Britain's politicians have finally struck a deal to regulate their country's press. Whether the press will allow itself to be regulated is another question.
Across Britain, newspaper front pages voiced disquiet at the establishment of an independent watchdog that would have the power to order prominent apologies and take complaints into arbitration.
"UNFREE SPEECH," was the headline of London's business-oriented free sheet City A.M. The Sun, Britain's top-selling tabloid, compared the new body to the infamous Ministry of Truth from George Orwell's "1984," while The Independent displayed the words "HOLD THE FRONT PAGE!" written in supersize font.
Many in Britain acknowledge the need for reform of the country's press following a damaging scandal over phone hacking, bribery, and other media misdeeds. And partisans on all sides of the argument are loudly proclaiming their loyalty to a free press and free speech.
But newspaper groups are concerned that the new body agreed to by politicians will become a burdensome regulator, bogging down newspaper groups with endless and expensive complaints about coverage.
Concerns have also bubbled up in the British blogosphere. Political writer Paul Staines warned that citizen journalists who joined the regulatory regime would find every little online grievance being magnified into a formal complaint, while those who refused to submit to the regulator would become "media outlaws."
But Des Freedman, who teaches media and communications at Goldsmiths, University of London, said independent regulation was overdue.
He described an entrenched corruption in newsrooms that he said had pressured British journalists into breaking the rules.

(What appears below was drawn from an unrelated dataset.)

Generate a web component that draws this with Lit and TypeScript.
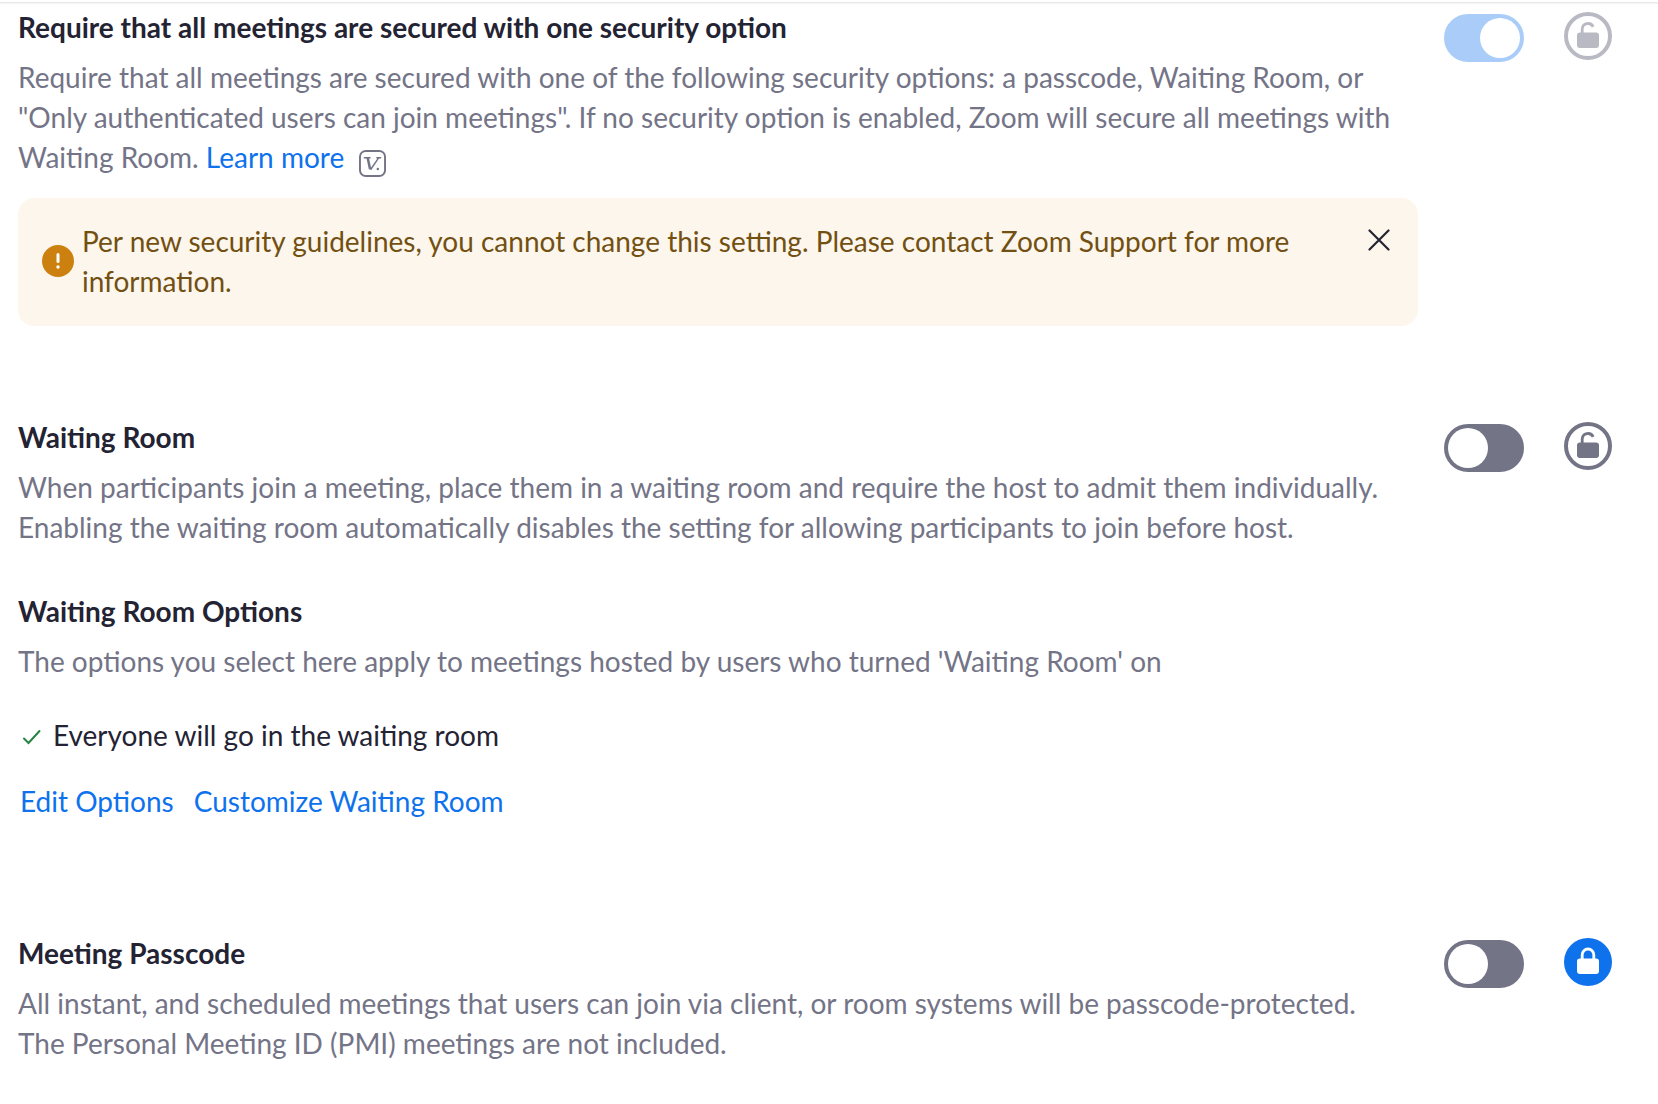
import { LitElement, html, css, svg, nothing } from "lit";
import { customElement, property, state } from "lit/decorators.js";

type LockState = "open" | "closed" | "disabled";

@customElement("setting-controls")
class SettingControls extends LitElement {
  @property() label = "";
  @property({ type: Boolean }) on = false;
  @property({ type: Boolean }) disabled = false;
  @property() lock: LockState = "open";

  static styles = css`
    :host { display: flex; align-items: flex-start; gap: 40px; }
    .switch {
      appearance: none; box-sizing: border-box; width: 80px; height: 48px; margin: 2px 0 0;
      border: 4px solid #747487; border-radius: 24px; background: #747487;
      display: flex; cursor: pointer;
    }
    .switch::before { content: ""; width: 40px; height: 40px; border-radius: 50%; background: #fff; }
    .switch:checked { background: #0e72ed; border-color: #0e72ed; justify-content: flex-end; }
    .switch:disabled { background: #aaccf8; border-color: #aaccf8; cursor: default; }
    .lock { display: block; width: 48px; height: 48px; padding: 0; border: 0; background: none; cursor: pointer; }
    .lock:disabled { cursor: default; }
    .lock svg { display: block; width: 48px; height: 48px; }
    .open { color: #747487; }
    .disabled { color: #b9b9c3; }
  `;

  render() {
    const shape = this.lock === "closed"
      ? svg`<circle cx="24" cy="24" r="24" fill="#0e72ed"/>
          <rect x="13" y="20.500" width="22" height="15.500" rx="3" fill="#fff"/>
          <path d="M18.200 22v-5.200a5.800 5.800 0 0 1 11.600 0V22" fill="none" stroke="#fff" stroke-width="2.800"/>`
      : svg`<circle cx="24" cy="24" r="22" fill="none" stroke="currentColor" stroke-width="4"/>
          <rect x="13" y="20.500" width="22" height="15.500" rx="3" fill="currentColor"/>
          <path d="M18.200 22v-5a5.800 5.800 0 0 1 11-2.200" fill="none" stroke="currentColor" stroke-width="2.800"/>`;
    return html`
      <input class="switch" type="checkbox" role="switch" aria-label=${this.label}
        .checked=${this.on} ?disabled=${this.disabled}>
      <button class="lock ${this.lock}" aria-label="Lock ${this.label}" ?disabled=${this.disabled}>
        <svg viewBox="0 0 48 48" aria-hidden="true">${shape}</svg>
      </button>`;
  }
}

@customElement("app-root")
class AppRoot extends LitElement {
  @state() private noticeOpen = true;

  static styles = css`
    :host {
      display: block; box-sizing: border-box; min-height: 100vh; background: #fff;
      font: 28px/40px Lato, sans-serif; color: #232333;
    }
    .rule { height: 1px; margin: 0; border: 0; background: #e8e8eb; box-shadow: 0 1px 1px #f0f0f2; }
    .page { padding: 2px 0 0; }
    .settings { padding: 4px 46px 40px 18px; }
    .setting { display: flex; align-items: flex-start; gap: 26px; }
    .setting + .setting { margin-top: 91px; }
    .body { flex: 1; min-width: 0; }
    setting-controls { padding-top: 5px; }
    h2, h3, p { margin: 0; }
    h2, h3 { font-size: 28px; line-height: 40px; font-weight: 700; }
    .text { margin-top: 10px; padding-right: 20px; color: #747487; }
    .options { margin-top: 44px; padding-bottom: 21px; }
    a { color: #0e72ed; text-decoration: none; }
    .badge { width: 27px; height: 27px; margin-left: 8px; vertical-align: -9px; }
    .notice {
      display: flex; align-items: center; gap: 8px; margin-top: 21px; padding: 23px 24px 25px;
      border-radius: 16px; background: #fdf6ec; color: #725012;
    }
    .notice p { flex: 1; }
    .warn { width: 32px; height: 32px; flex: none; }
    .close { align-self: flex-start; padding: 8px 4px; margin-left: 40px; border: 0; background: none; color: #232333; cursor: pointer; }
    .close svg { display: block; width: 22px; height: 22px; }
    .choice { display: flex; align-items: center; gap: 12px; margin-top: 34px; }
    .choice svg { width: 19px; height: 20px; margin-left: 4px; }
    .links { display: flex; gap: 20px; margin-top: 26px; padding-left: 2px; }
  `;

  render() {
    return html`
      <div class="page">
      <hr class="rule">
      <main class="settings">
      <section class="setting">
        <div class="body">
          <h2>Require that all meetings are secured with one security option</h2>
          <p class="text">Require that all meetings are secured with one of the following security options: a passcode, Waiting Room, or "Only authenticated users can join meetings". If no security option is enabled, Zoom will secure all meetings with Waiting Room. <a href="#learn">Learn more</a>
            <svg class="badge" viewBox="0 0 28 28" fill="none" stroke="#747487" stroke-width="2" aria-hidden="true">
              <rect x="1" y="1" width="26" height="26" rx="6"/>
              <path d="M5 8h7M18 8h5" stroke-width="1.500"/><path d="M9 8l2.500 12" stroke-width="2.600"/><path d="M12 20.500L20.500 8" stroke-width="1.500"/>
              <circle cx="19.500" cy="19.700" r="1.300" fill="#747487" stroke="none"/>
            </svg></p>
          ${this.noticeOpen ? html`<div class="notice" role="status">
            <svg class="warn" viewBox="0 0 32 32" aria-hidden="true"><circle cx="16" cy="16" r="16" fill="#cc8010"/><path d="M16 9.500v7" stroke="#fff" stroke-width="3" stroke-linecap="round"/><circle cx="16" cy="22" r="1.700" fill="#fff"/></svg>
            <p>Per new security guidelines, you cannot change this setting. Please contact Zoom Support for more information.</p>
            <button class="close" aria-label="Close" @click=${() => (this.noticeOpen = false)}>
              <svg viewBox="0 0 22 22" fill="none" stroke="currentColor" stroke-width="2.200" stroke-linecap="round" aria-hidden="true"><path d="M1.500 1.500l19 19M20.500 1.500l-19 19"/></svg>
            </button>
          </div>` : nothing}
        </div>
        <setting-controls label="Require a security option" on disabled lock="disabled"></setting-controls>
      </section>
      <section class="setting">
        <div class="body">
          <h2>Waiting Room</h2>
          <p class="text">When participants join a meeting, place them in a waiting room and require the host to admit them individually. Enabling the waiting room automatically disables the setting for allowing participants to join before host.</p>
          <div class="options">
            <h3>Waiting Room Options</h3>
            <p class="text">The options you select here apply to meetings hosted by users who turned 'Waiting Room' on</p>
            <div class="choice">
              <svg viewBox="0 0 19 20" fill="none" stroke="#268543" stroke-width="2" stroke-linecap="round" aria-hidden="true"><path d="M2 13.500l4.500 4.500L17.500 6"/></svg>
              <span>Everyone will go in the waiting room</span>
            </div>
            <div class="links"><a href="#edit">Edit Options</a><a href="#customize">Customize Waiting Room</a></div>
          </div>
        </div>
        <setting-controls label="Waiting Room" lock="open"></setting-controls>
      </section>
      <section class="setting">
        <div class="body">
          <h2>Meeting Passcode</h2>
          <p class="text">All instant, and scheduled meetings that users can join via client, or room systems will be passcode-protected. The Personal Meeting ID (PMI) meetings are not included.</p>
        </div>
        <setting-controls label="Meeting Passcode" lock="closed"></setting-controls>
      </section>
      </main>
      </div>`;
  }
}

"There was a tendency to take any shortcut that was necessary to get to a story, whether it was bullying, bribery, as well as hacking," he said. "The hope is that these reforms will empower ordinary journalists to do the job that they want to do."
He acknowledged that there was little clarity as to whether bloggers would have to submit to the new watchdog regime.
Prime Minister David Cameron said Tuesday that he was convinced of the new watchdog's merits.
"I'm confident that we've set up a system that is practical, that is workable," he said. "It protects the freedom of the press, but it's a good, strong self-regulatory system for victims, and I'm convinced it will work and it will endure."